JJ: Yes thanks for playing. I was like, ‘Why would he say yes to this?’ This is amazing thank you.
KM: Yeah absolutely. It’s going to be a beautiful night. And I guess I’ve just been thinking, you know, obviously I don’t really know you but I know that you’re from Sydney and this venue’s like two or three thousand capacity and like you just said it’s your record. And I was talking the other day with a friend about when we were young we would see bands come through town and they’d play for like 300 and in our minds they were famous … But I guess my question for you is you’re playing this big hometown show and it’s in Sydney; it’s where you grew up. Do you have any memories of when you were younger and you were into music, I guess your first memories of going to shows and being blown away: you could never do that or maybe you thought you could do that. I’m just wondering what inspired you from a young age?

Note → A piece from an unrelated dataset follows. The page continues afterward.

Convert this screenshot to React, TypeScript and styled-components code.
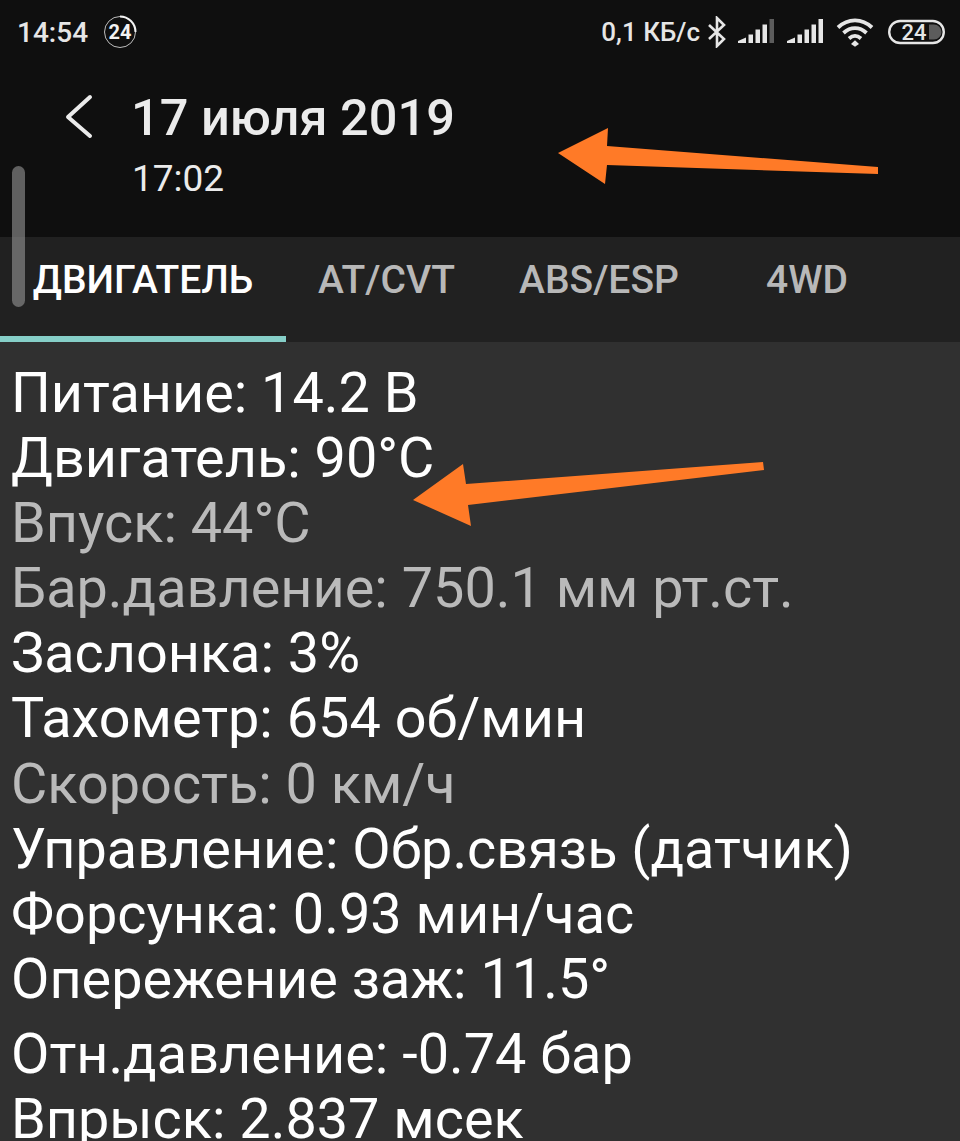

JJ: It’s funny you say that. Basically, for me, the venue that we’re playing in Enmore … has always been kind of the pinnacle of what I thought I would ever achieve, to play that venue.
KM: That’s amazing.
JJ: I never in my wildest imagination thought I would be playing a show, like I didn’t even think I would open a show at that venue …You know it’s just kind of where I’ve seen Nick Cave and I’ve seen … Laura Marling, the Shins and when Tame Impala first came out. So many of my formative musical experiences happened at the Enmore.
KM: That’s so cool … Well congratulations. Those moments that are once in a lifetime are really special. I moved to New York when I was 18 and I did a few shows at the Bowery Ballroom and that was my Enmore Theatre … Just so significant of New York, these people play there and I was in bands and would open shows there. But I always thought to myself if I could sell out the Bowery Ballroom I’ll have made it; nothing could top it.
JJ: Yeah. You’ll hang up your hat.
KM: Exactly. I could die peacefully.